NextFin News - Two of Canada’s largest institutional investors, the Canada Pension Plan Investment Board (CPPIB) and the Ontario Teachers’ Pension Plan (OTPP), have abandoned plans to sell approximately $3 billion in private equity fund stakes after failing to secure the valuations they sought. The decision to pull the portfolios from the secondary market, according to Bloomberg, signals a widening disconnect between the price expectations of the world’s most sophisticated "Maple Eight" funds and the reality of a liquidity-starved private equity landscape.
The shelved transactions were intended to rebalance portfolios that have become overweight in private assets following years of aggressive expansion. CPPIB had been exploring the sale of a portfolio valued at roughly $2 billion, while Ontario Teachers’ was seeking buyers for a $1 billion slice of its holdings. Both funds opted to walk away rather than accept the steep discounts currently demanded by secondary buyers, who are grappling with the highest cost of capital in over a decade. This standoff highlights a broader paralysis in the private equity ecosystem, where the lack of initial public offerings and a sluggish M&A market have left pension funds with fewer avenues to exit mature investments.
The valuation gap is particularly acute for the Canadian pension model, which pioneered the strategy of direct investing and high allocations to alternative assets. As interest rates remain elevated under the administration of U.S. President Trump, the "denominator effect"—where falling public equity and bond prices make private holdings appear disproportionately large—has forced many institutions to consider secondary sales. However, secondary buyers are currently pricing in significant "haircuts," often ranging from 10% to 20% for high-quality buyout funds and even deeper for venture capital or older vintages. For funds like CPPIB and OTPP, which pride themselves on long-term value creation, selling at such levels would mean crystallizing losses that they are currently under no immediate pressure to realize.

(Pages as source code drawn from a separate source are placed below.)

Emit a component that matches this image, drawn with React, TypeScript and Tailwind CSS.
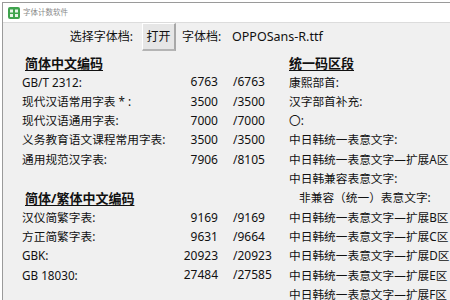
import React from "react";

type Row = {
  left?: { label: string; num: string; total: string } | { header: string };
  right?: { label: string; indent?: boolean } | { header: string };
};

const rows: Row[] = [
  { left: { header: "简体中文编码" }, right: { header: "统一码区段" } },
  { left: { label: "GB/T 2312:", num: "6763", total: "/6763" }, right: { label: "康熙部首:" } },
  { left: { label: "现代汉语常用字表 * :", num: "3500", total: "/3500" }, right: { label: "汉字部首补充:" } },
  { left: { label: "现代汉语通用字表:", num: "7000", total: "/7000" }, right: { label: "〇:" } },
  { left: { label: "义务教育语文课程常用字表:", num: "3500", total: "/3500" }, right: { label: "中日韩统一表意文字:" } },
  { left: { label: "通用规范汉字表:", num: "7906", total: "/8105" }, right: { label: "中日韩统一表意文字—扩展A区" } },
  { right: { label: "中日韩兼容表意文字:" } },
  { left: { header: "简体/繁体中文编码" }, right: { label: "非兼容（统一）表意文字:", indent: true } },
  { left: { label: "汉仪简繁字表:", num: "9169", total: "/9169" }, right: { label: "中日韩统一表意文字—扩展B区" } },
  { left: { label: "方正简繁字表:", num: "9631", total: "/9664" }, right: { label: "中日韩统一表意文字—扩展C区" } },
  { left: { label: "GBK:", num: "20923", total: "/20923" }, right: { label: "中日韩统一表意文字—扩展D区" } },
  { left: { label: "GB 18030:", num: "27484", total: "/27585" }, right: { label: "中日韩统一表意文字—扩展E区" } },
  { right: { label: "中日韩统一表意文字—扩展F区" } },
];

const font = { fontFamily: '"Noto Sans", "Noto Sans CJK SC", sans-serif' };

export default function App() {
  return (
    <div className="w-[450px] h-[300px] overflow-hidden bg-white relative" style={font}>
      <div className="absolute left-[2px] top-[2px] right-0 bottom-0 border-l border-t border-[#9a9a9a] flex flex-col">
        {/* title bar */}
        <div className="h-[20px] shrink-0 bg-white flex items-center pl-[5px] pt-[1px] gap-[3px] border-b border-[#dcdcdc]">
          <svg width="12" height="12" viewBox="0 0 12 12">
            <rect x="0" y="0" width="12" height="12" rx="2" fill="#3fa34d" />
            <rect x="2" y="2.5" width="3" height="3" fill="#e8f5e9" />
            <rect x="7" y="2.5" width="3" height="3" fill="#e8f5e9" />
            <rect x="2" y="7" width="3" height="3" fill="#e8f5e9" />
            <rect x="7" y="7" width="3" height="3" fill="#e8f5e9" />
          </svg>
          <span className="text-[7.5px] text-[#8a8a8a] leading-none">字体计数软件</span>
        </div>
        {/* content */}
        <div className="flex-1 bg-[#f0f0f0] text-[11.7px] text-[#111]">
          <div className="h-[28px] flex items-center">
            <div className="w-[130px] text-right text-[12px]">选择字体档:</div>
            <div className="ml-[9px] w-[34px] h-[28px] flex items-center justify-center text-[12px] bg-[#e6e6e6] border-l border-t border-b-2 border-r-2 border-l-white border-t-white border-r-[#a8a8a8] border-b-[#b4b4b4]">
              打开
            </div>
            <div className="ml-[6px] w-[50px] text-[12px]">字体档:</div>
            <div className="text-[12.5px]">OPPOSans-R.ttf</div>
          </div>
          <div className="mt-[2.5px] pl-[19px] grid grid-cols-[159px_37px_15px_56px_1fr] auto-rows-[19.3px] items-center leading-none whitespace-nowrap">
            {rows.map((r, i) => (
              <React.Fragment key={i}>
                {r.left && "header" in r.left ? (
                  <div className="col-span-2 pl-[3px] text-[13px] font-bold underline underline-offset-2 decoration-1">
                    {r.left.header}
                  </div>
                ) : r.left ? (
                  <>
                    <div>{r.left.label}</div>
                    <div className="text-right text-[12px]">{r.left.num}</div>
                  </>
                ) : (
                  <div className="col-span-2" />
                )}
                <div />
                <div className="text-[12px]">{r.left && "total" in r.left ? r.left.total : ""}</div>
                {r.right && "header" in r.right ? (
                  <div className="text-[13px] font-bold underline underline-offset-2 decoration-1">
                    {r.right.header}
                  </div>
                ) : (
                  <div className={r.right && r.right.indent ? "pl-[10px]" : ""}>{r.right?.label}</div>
                )}
              </React.Fragment>
            ))}
          </div>
        </div>
      </div>
    </div>
  );
}
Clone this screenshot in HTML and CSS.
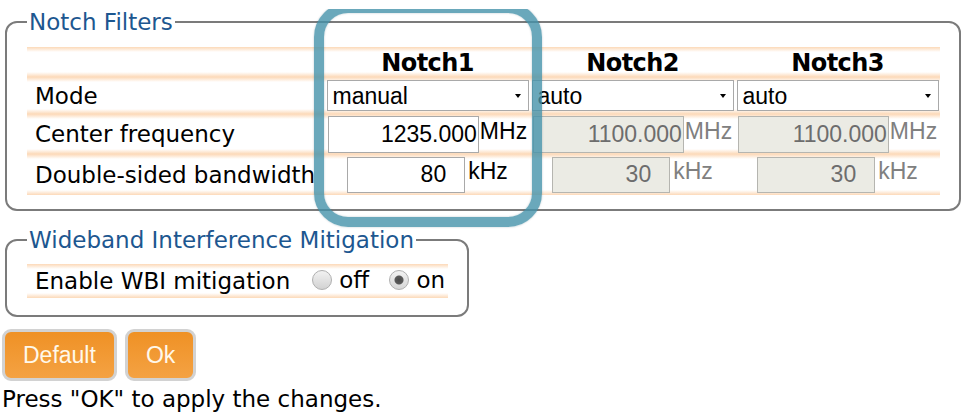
FILE: index.html
```html
<!DOCTYPE html>
<html lang="en">
<head>
  <meta charset="UTF-8">
  <title>Notch Filters</title>
  <link rel="stylesheet" href="styles.css">
</head>
<body>
  <fieldset class="group notch-group">
    <legend>Notch Filters</legend>
    <table class="settings notch-table">
      <colgroup>
        <col class="col-label">
        <col class="col-notch">
        <col class="col-notch">
        <col class="col-notch">
      </colgroup>
      <tr class="row-head">
        <td></td>
        <th>Notch1</th>
        <th>Notch2</th>
        <th>Notch3</th>
      </tr>
      <tr class="row-mode">
        <td class="label">Mode</td>
        <td><span class="select-wrap"><select id="mode1"><option selected>manual</option><option>auto</option></select></span></td>
        <td><span class="select-wrap"><select id="mode2"><option>manual</option><option selected>auto</option></select></span></td>
        <td><span class="select-wrap"><select id="mode3"><option>manual</option><option selected>auto</option></select></span></td>
      </tr>
      <tr class="row-freq">
        <td class="label">Center frequency</td>
        <td><input type="text" class="freq" value="1235.000"><span class="unit">MHz</span></td>
        <td><input type="text" class="freq" value="1100.000" disabled><span class="unit off">MHz</span></td>
        <td><input type="text" class="freq" value="1100.000" disabled><span class="unit off">MHz</span></td>
      </tr>
      <tr class="row-bw">
        <td class="label">Double-sided bandwidth</td>
        <td><input type="text" class="bw" value="80"><span class="unit gap">kHz</span></td>
        <td><input type="text" class="bw" value="30" disabled><span class="unit gap off">kHz</span></td>
        <td><input type="text" class="bw" value="30" disabled><span class="unit gap off">kHz</span></td>
      </tr>
    </table>
  </fieldset>

  <fieldset class="group wbi-group">
    <legend>Wideband Interference Mitigation</legend>
    <table class="settings wbi-table">
      <tr class="row-wbi">
        <td class="label">Enable WBI mitigation</td>
        <td class="choices">
          <label><input type="radio" name="wbi" value="off">off</label>
          <label><input type="radio" name="wbi" value="on" checked>on</label>
        </td>
      </tr>
    </table>
  </fieldset>

  <div class="actions">
    <button class="btn">Default</button>
    <button class="btn">Ok</button>
  </div>
  <div class="hint">Press "OK" to apply the changes.</div>

  <!-- annotation drawn over the Notch1 column -->
  <div class="highlight"></div>
</body>
</html>
```

FILE: styles.css
```css
body {
  font-family: "DejaVu Sans", Verdana, sans-serif;
  font-size: 23px;
  color: #000;
  background-color: #fff;
  margin: 9px 1px 0 2px;
  position: relative;
}

fieldset.group {
  border: 2px solid #7b7b7b;
  border-radius: 12px;
  margin: 0 2px 0 3px;
  padding: 12px 19px 14px 20px;
}

legend {
  color: #1d5790;
  padding: 0 2px;
}

fieldset.wbi-group {
  width: max-content;
  margin-top: 16px;
  padding: 11px 19px 17px 20px;
}

table.settings {
  border-collapse: collapse;
}

.notch-table {
  table-layout: fixed;
  width: 913px;
}

.col-label {
  width: 298px;
}

.col-notch {
  width: 205px;
}

table.settings td,
table.settings th {
  padding: 0;
  white-space: nowrap;
  vertical-align: middle;
  background: linear-gradient(to bottom, #fcd9b8 0, #fff 5px, #fff calc(100% - 5px), #fcd9b8 100%);
}

table.settings th {
  font-weight: bold;
  font-size: 24px;
  letter-spacing: -0.6px;
  text-align: center;
  padding-top: 2px;
}

.notch-table td {
  text-align: center;
}

table.settings td.label {
  text-align: left;
  padding-left: 8px;
}

.row-head th,
.row-head td {
  height: 28px;
}

.row-mode td {
  height: 37px;
}

.row-freq td {
  height: 40px;
}

.row-bw td {
  height: 41px;
}

.select-wrap {
  position: relative;
  display: inline-block;
  vertical-align: middle;
}

.select-wrap::after {
  content: "";
  position: absolute;
  right: 8px;
  top: 14px;
  border-left: 3px solid transparent;
  border-right: 3px solid transparent;
  border-top: 4px solid #000;
  pointer-events: none;
}

select {
  appearance: none;
  width: 202px;
  height: 31px;
  font-family: "Liberation Sans", Arial, sans-serif;
  font-size: 23px;
  color: #000;
  background-color: #fff;
  border: 1px solid #a9a9a9;
  border-radius: 0;
  padding: 0 0 0 5px;
  margin: 0;
  display: block;
}

input[type="text"] {
  font-family: "Liberation Sans", Arial, sans-serif;
  font-size: 23px;
  color: #000;
  background-color: #fff;
  border: 1px solid #a9a9a9;
  text-align: right;
  margin: 0;
  box-sizing: border-box;
  vertical-align: middle;
}

input.freq {
  width: 151px;
  height: 37px;
  padding: 0 1px 0 2px;
}

input.bw {
  width: 118px;
  height: 36px;
  padding: 0 18px 0 2px;
}

input[type="text"]:disabled {
  background-color: #ebebe4;
  color: #6d6d6d;
  border-color: #b5b5b0;
}

.unit {
  font-family: "Liberation Sans", Arial, sans-serif;
  font-size: 23px;
  vertical-align: middle;
  margin-left: 1px;
  position: relative;
  top: -3px;
}

.unit.gap {
  margin-left: 3px;
}

.unit.off {
  color: #808080;
}

.row-wbi td {
  height: 34px;
}

.wbi-table td.label {
  padding-right: 22px;
}

table.settings td.choices {
  padding-right: 3px;
}

.choices label {
  display: inline-flex;
  align-items: center;
}

.choices label + label {
  margin-left: 13px;
}

input[type="radio"] {
  appearance: none;
  width: 20px;
  height: 20px;
  margin: 0 7px 0 0;
  border-radius: 50%;
  border: 1px solid #b0b0b0;
  background: linear-gradient(to bottom, #f2f2f2, #d2d2d2);
}

input[type="radio"]:checked {
  background: radial-gradient(circle, #4a4a4a 0, #5a5a5a 4px, transparent 5px),
              linear-gradient(to bottom, #f2f2f2, #d6d6d6);
}

.actions {
  display: flex;
  gap: 8px;
  margin-top: 12px;
}

.btn {
  font-family: "Liberation Sans", Arial, sans-serif;
  font-size: 23px;
  color: #fff8ea;
  background: linear-gradient(to bottom, #ef9125, #f4a243);
  border: 3px solid #d2d2d2;
  border-radius: 9px;
  height: 52px;
  padding: 0 18px;
  cursor: pointer;
}

.hint {
  margin-top: 5px;
}

.highlight {
  position: absolute;
  left: 312px;
  top: -6px;
  width: 208px;
  height: 204px;
  border: 10px solid rgba(69, 146, 170, 0.8);
  border-radius: 34px;
  box-shadow: 0 0 2px rgba(0, 60, 80, 0.3), inset 0 0 2px rgba(0, 60, 80, 0.3);
  pointer-events: none;
}
```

This cautious approach is not universally shared, nor does it represent a total freeze in the market. Some smaller institutional players, facing more urgent liquidity needs or regulatory constraints, have been forced to accept the market’s terms. Furthermore, the secondary market itself is evolving; while the $3 billion in sales were scrapped, other "GP-led" secondaries—where fund managers move assets into new vehicles to buy more time—continue to see activity. The decision by the Canadian giants suggests they believe that holding onto these assets will yield better returns than a fire sale, betting that the deal-making environment will normalize before their liquidity requirements become critical.
The implications of this retreat extend beyond the Canadian borders. When the industry’s most disciplined "anchor" investors refuse to trade at current prices, it sets a floor for valuations that may further slow the pace of global private equity distributions. For the private equity firms (GPs) themselves, this means the "liquidity crunch" for their limited partners is likely to persist. Without the ability to recycle capital from old funds into new ones, the fundraising environment for the next generation of private equity vehicles will remain historically difficult. The standoff in Toronto is a clear signal that for the world’s largest pools of capital, the price of liquidity is currently too high to pay.